Prompt: Tally the lines below that contain "this". The number is the whole answer.

Recorded data:
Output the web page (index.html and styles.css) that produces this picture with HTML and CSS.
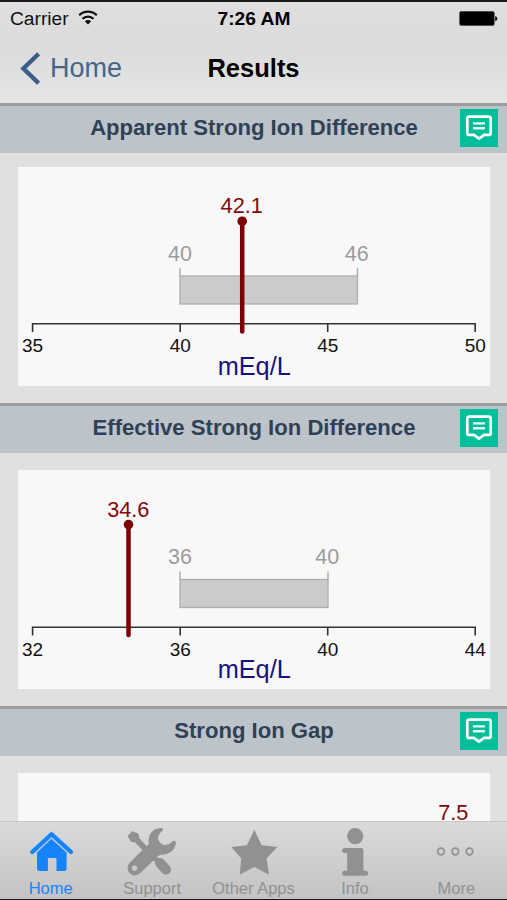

--

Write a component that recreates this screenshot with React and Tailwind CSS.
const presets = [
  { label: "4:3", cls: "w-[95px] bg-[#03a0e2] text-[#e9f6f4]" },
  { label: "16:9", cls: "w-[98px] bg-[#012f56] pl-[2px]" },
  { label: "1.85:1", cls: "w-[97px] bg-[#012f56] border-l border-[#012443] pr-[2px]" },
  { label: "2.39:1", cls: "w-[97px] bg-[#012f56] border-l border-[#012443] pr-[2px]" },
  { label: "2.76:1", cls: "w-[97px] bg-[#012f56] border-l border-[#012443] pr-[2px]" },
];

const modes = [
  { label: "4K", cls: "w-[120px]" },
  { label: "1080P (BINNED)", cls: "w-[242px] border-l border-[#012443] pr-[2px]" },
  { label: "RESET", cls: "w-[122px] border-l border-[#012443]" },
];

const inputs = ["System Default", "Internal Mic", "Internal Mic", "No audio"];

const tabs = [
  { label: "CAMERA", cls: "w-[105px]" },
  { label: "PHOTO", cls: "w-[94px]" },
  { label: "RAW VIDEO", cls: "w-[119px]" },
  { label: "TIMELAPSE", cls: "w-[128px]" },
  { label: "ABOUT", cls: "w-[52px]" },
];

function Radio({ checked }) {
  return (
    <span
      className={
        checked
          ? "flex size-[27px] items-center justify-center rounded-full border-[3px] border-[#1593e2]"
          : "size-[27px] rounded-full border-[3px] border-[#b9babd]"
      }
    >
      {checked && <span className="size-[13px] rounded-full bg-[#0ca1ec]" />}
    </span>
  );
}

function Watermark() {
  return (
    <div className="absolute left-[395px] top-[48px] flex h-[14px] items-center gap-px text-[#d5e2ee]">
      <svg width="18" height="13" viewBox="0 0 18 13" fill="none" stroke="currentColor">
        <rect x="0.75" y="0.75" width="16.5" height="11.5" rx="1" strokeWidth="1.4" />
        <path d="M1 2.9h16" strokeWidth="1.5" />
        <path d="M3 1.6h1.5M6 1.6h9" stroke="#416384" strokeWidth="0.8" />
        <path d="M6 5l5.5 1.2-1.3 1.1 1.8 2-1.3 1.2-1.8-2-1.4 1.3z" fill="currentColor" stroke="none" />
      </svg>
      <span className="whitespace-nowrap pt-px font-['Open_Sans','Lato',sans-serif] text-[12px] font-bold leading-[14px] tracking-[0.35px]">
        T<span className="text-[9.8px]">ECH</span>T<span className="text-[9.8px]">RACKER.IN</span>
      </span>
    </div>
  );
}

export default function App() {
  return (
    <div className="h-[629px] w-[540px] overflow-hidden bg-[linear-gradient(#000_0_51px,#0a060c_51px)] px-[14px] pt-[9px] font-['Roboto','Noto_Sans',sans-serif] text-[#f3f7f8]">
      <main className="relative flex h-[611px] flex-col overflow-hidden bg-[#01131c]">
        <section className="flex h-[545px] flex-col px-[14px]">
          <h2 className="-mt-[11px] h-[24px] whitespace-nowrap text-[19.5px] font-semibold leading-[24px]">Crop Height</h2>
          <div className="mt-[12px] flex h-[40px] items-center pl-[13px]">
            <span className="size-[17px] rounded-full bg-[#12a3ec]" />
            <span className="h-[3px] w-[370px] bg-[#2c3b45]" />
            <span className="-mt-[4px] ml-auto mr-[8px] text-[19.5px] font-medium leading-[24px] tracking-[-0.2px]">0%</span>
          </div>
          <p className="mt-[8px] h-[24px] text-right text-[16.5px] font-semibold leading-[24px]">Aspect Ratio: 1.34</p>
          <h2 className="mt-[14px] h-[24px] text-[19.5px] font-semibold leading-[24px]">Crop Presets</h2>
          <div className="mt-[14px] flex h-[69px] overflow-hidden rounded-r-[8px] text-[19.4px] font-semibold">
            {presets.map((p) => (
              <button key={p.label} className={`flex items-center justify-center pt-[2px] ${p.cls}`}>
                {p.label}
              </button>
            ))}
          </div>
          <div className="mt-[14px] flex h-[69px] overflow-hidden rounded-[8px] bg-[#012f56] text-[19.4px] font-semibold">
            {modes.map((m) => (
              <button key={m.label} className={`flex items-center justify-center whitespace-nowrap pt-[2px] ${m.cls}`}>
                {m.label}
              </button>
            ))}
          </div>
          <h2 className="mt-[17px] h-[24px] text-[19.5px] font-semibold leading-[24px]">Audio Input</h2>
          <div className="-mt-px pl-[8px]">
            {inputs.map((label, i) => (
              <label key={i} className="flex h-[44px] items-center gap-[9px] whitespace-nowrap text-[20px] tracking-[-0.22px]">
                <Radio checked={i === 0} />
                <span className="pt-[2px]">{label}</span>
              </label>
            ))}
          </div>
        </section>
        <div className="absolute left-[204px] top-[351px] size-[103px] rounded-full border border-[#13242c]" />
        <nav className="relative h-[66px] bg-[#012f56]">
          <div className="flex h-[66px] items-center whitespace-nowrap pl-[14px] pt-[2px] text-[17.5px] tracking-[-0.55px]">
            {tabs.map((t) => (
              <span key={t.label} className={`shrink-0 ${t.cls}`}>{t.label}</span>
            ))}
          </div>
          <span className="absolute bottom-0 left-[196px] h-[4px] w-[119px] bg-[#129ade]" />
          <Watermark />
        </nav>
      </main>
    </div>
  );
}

Correct response: 2